Democrats sounded hopeful that a weakened Christie would lead to actual bipartisanship, and less of a governor trying to steamroll the other side. “Hopefully there will be a little less discipline on their side,” said Loretta Weinberg, a 78-year-old, five-foot-nothing lawmaker who has emerged as one of Christie’s most ferocious critics. “You know the old saying, ‘I don’t belong to any organized party—I am a Democrat’? Hopefully we will see some of that on their side.”
The Christie way of bipartisanship, no matter how much he extolls it in speeches, included “calling my colleagues, running the gamut from ‘idiot’ to ‘numbnuts’ to ‘you are a liar,’” Weinberg said. “I could attach a legislative name to each of those—‘Senator Numbnuts.’ Do you call that bipartisanship?”

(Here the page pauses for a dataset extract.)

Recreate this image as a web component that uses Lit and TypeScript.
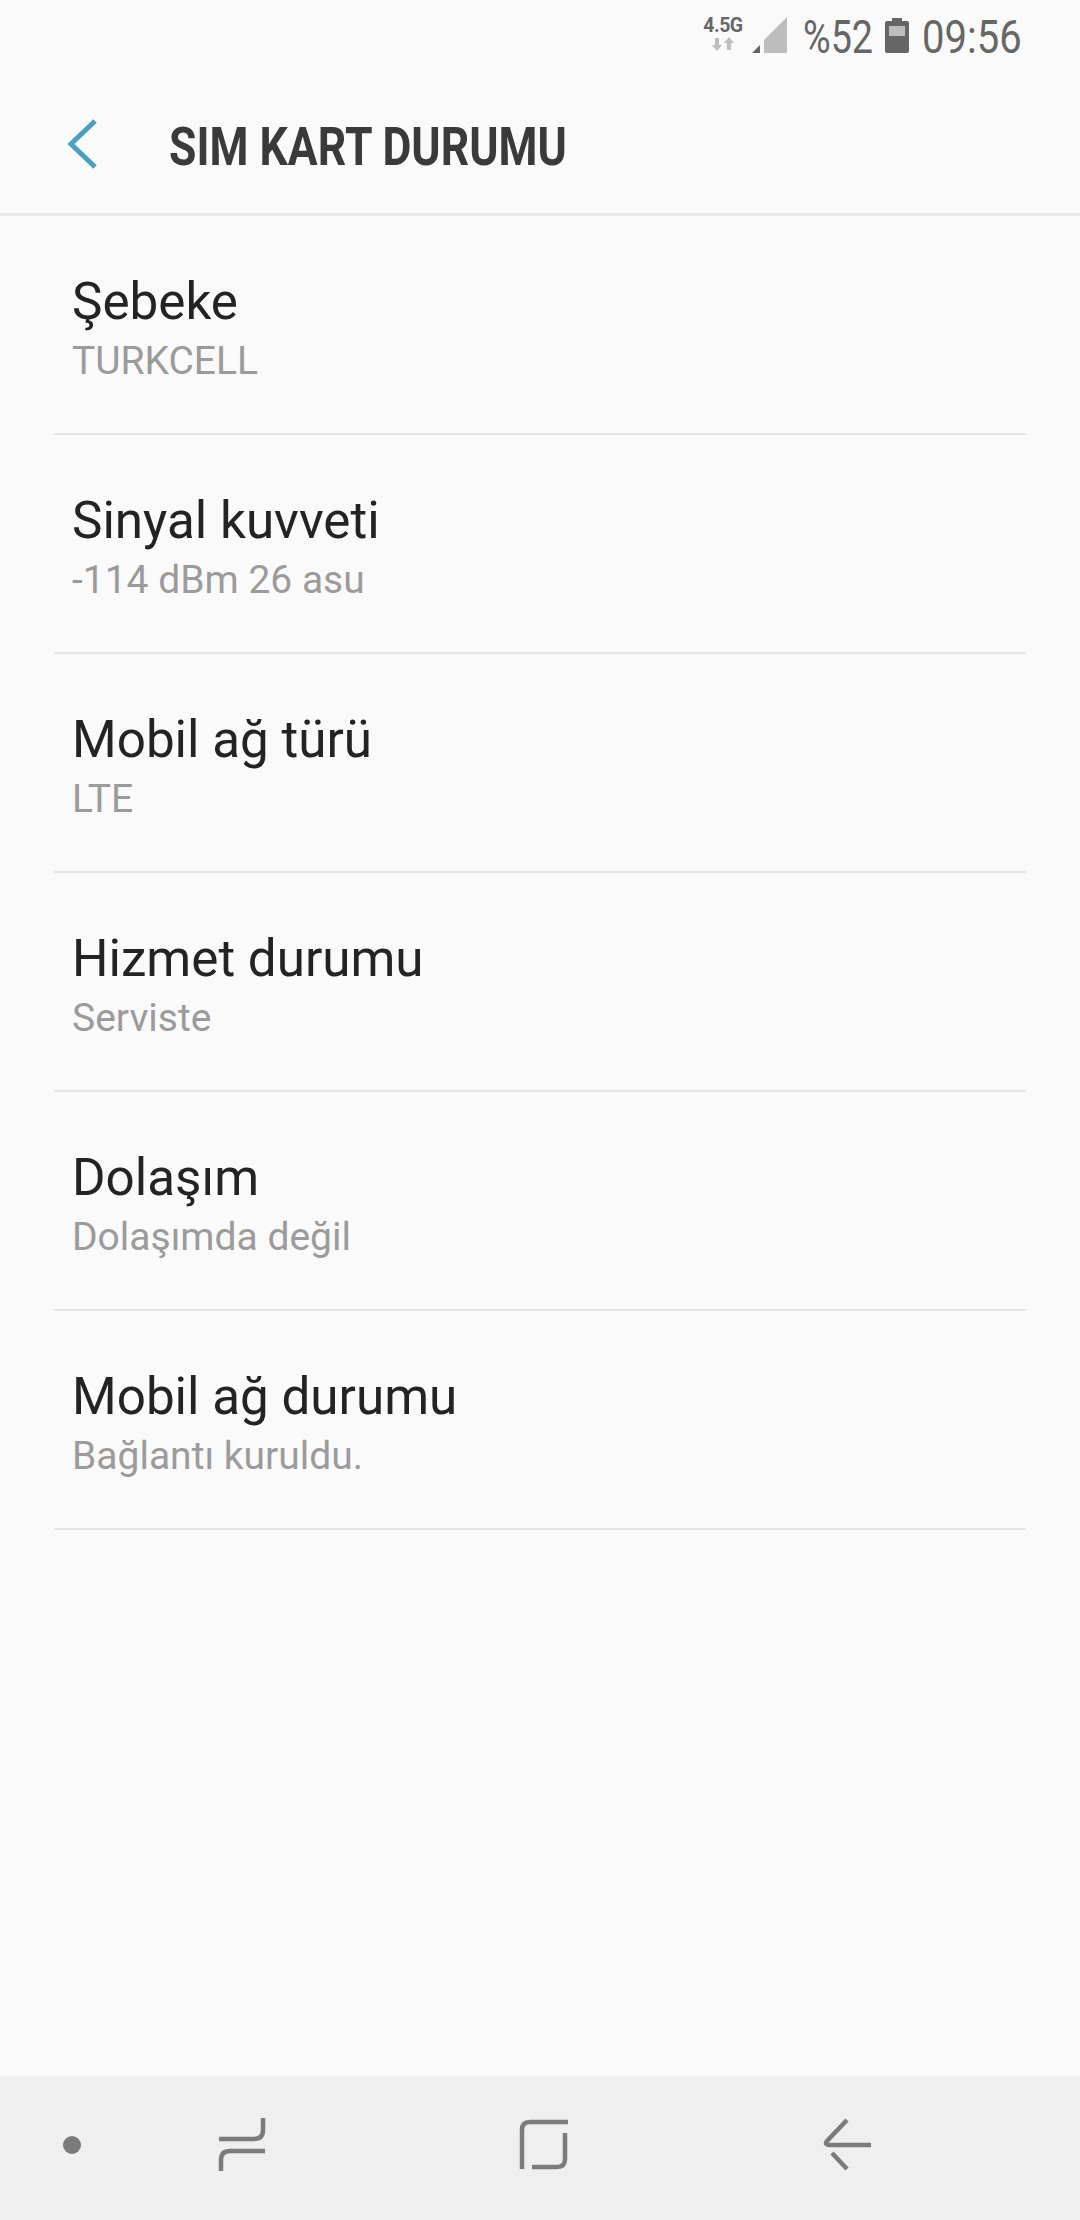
import { LitElement, html, css, svg } from 'lit'
import { customElement } from 'lit/decorators.js'

const rows = [
	['Şebeke', 'TURKCELL'],
	['Sinyal kuvveti', '-114 dBm 26 asu'],
	['Mobil ağ türü', 'LTE'],
	['Hizmet durumu', 'Serviste'],
	['Dolaşım', 'Dolaşımda değil'],
	['Mobil ağ durumu', 'Bağlantı kuruldu.'],
]

const recentIcon = svg`<path d="M263 2118v12q0 9-9 9h-35M265 2151h-35q-9 0-9 9v11" />`
const homeIcon = svg`<path d="M568 2122h-38q-8 0-8 8v39M565 2133v26q0 8-8 8h-25" />`
const backIcon = svg`<path d="M847 2120l-20 21q-3 4 3 4h41M832 2153l15 16" />`

@customElement('app-root')
export class AppRoot extends LitElement {
	static styles = css`
		:host {
			display: flex;
			flex-direction: column;
			height: 2220px;
			background: #fafafa;
			font-family: Roboto, sans-serif;
		}

		.status {
			height: 72px;
			display: flex;
			justify-content: flex-end;
			align-items: flex-start;
			padding-right: 60px;
			color: #666;
		}

		.net {
			width: 40px;
			margin-top: 15px;
			font-size: 19.5px;
			line-height: 22px;
			font-weight: 700;
			text-align: center;
			letter-spacing: -0.5px;
			white-space: nowrap;
		}

		.net svg {
			display: block;
			margin: 0 auto;
		}

		.signal {
			margin: 17px 0 0 9px;
		}

		.cond {
			display: block;
			font-size: 46px;
			line-height: 74px;
			height: 72px;
			transform: scaleX(0.87);
			transform-origin: left;
			white-space: nowrap;
		}

		.pct {
			width: 69px;
			margin-left: 16px;
			transform: scaleX(0.82);
		}

		.batt {
			margin: 18px 0 0 13px;
		}

		.clock {
			width: 98px;
			margin-left: 13px;
		}

		.bar {
			height: 141px;
			display: flex;
			align-items: center;
			border-bottom: 3px solid #e8e8e8;
		}

		.bar svg {
			margin: 3px 0 0 66px;
		}

		.title {
			margin: 8px 0 0 71px;
			font-size: 53px;
			font-weight: 700;
			color: #3a3a3a;
			transform: scaleX(0.84);
			transform-origin: left;
			white-space: nowrap;
		}

		.list {
			flex: 1;
			display: flex;
			flex-direction: column;
		}

		.row {
			height: 219px;
			box-sizing: border-box;
			margin: 0 54px;
			padding: 51px 0 0 18px;
			border-bottom: 2px solid #e6e6e6;
		}

		.name {
			font-size: 51.2px;
			line-height: 69px;
			color: #232323;
		}

		.sub {
			font-size: 39px;
			line-height: 50px;
			color: #9b9b9b;
		}

		.nav {
			display: block;
			height: 144px;
			width: 1080px;
			background: #efefef;
		}

		.nav path {
			fill: none;
			stroke: #7b7b7b;
			stroke-width: 4.5;
		}

		.nav circle {
			fill: #7b7b7b;
		}
	`

	render() {
		return html`
			<div class="status">
				<div class="net">
					4.5G
					<svg width="22" height="14" viewBox="0 0 22 14" fill="#bdbdbd">
						<path d="M3 1h4v7h3l-5 6-5-6h3zM15 13h4V6h3l-5-6-5 6h3z" />
					</svg>
				</div>
				<svg class="signal" width="35" height="36" viewBox="0 0 35 36">
					<path d="M0 36l8-8v8z" fill="#666" />
					<path d="M12 36V23L35 0v36z" fill="#bdbdbd" />
				</svg>
				<span class="cond pct">%52</span>
				<svg class="batt" width="24" height="35" viewBox="0 0 24 35">
					<path d="M7 0h10v3h5q2 0 2 2v28q0 2-2 2H2q-2 0-2-2V5q0-2 2-2h5z" fill="#666" />
					<rect x="4" y="8" width="16" height="10" fill="#bdbdbd" />
				</svg>
				<span class="cond clock">09:56</span>
			</div>
			<div class="bar">
				<svg width="32" height="50" viewBox="0 0 32 50" fill="none" stroke="#4e9fbf" stroke-width="5">
					<path d="M29 2L5 25l24 23" />
				</svg>
				<span class="title">SIM KART DURUMU</span>
			</div>
			<div class="list">
				${rows.map(
					([name, sub]) => html`
						<div class="row">
							<div class="name">${name}</div>
							<div class="sub">${sub}</div>
						</div>
					`
				)}
			</div>
			<svg class="nav" viewBox="0 2076 1080 144">
				<circle cx="72" cy="2145" r="9" />
				${recentIcon} ${homeIcon} ${backIcon}
			</svg>
		`
	}
}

“I still want to know who sat in their office and said, ‘I’ve got an idea. Let’s create a traffic jam.’ That is one of the most bizarre thing I have seen in all of my years in politics and government.”
At a press conference after the speech, New Jersey Democrats stuck to Christie’s script, and steered questions away from the bridge and towards the budget. “We know everybody is fascinated by Bridgegate. The reality is we would all like to go to the last chapter of the book and read what the conclusion is,” said Assembly Majority Leader Louis D Greenwald. “Today the governor gave a state of the state speech. The business of the state has to go forward.”
And with a sigh, the assembled press slowly started to trickle out, back to the television trucks lining up on State Street.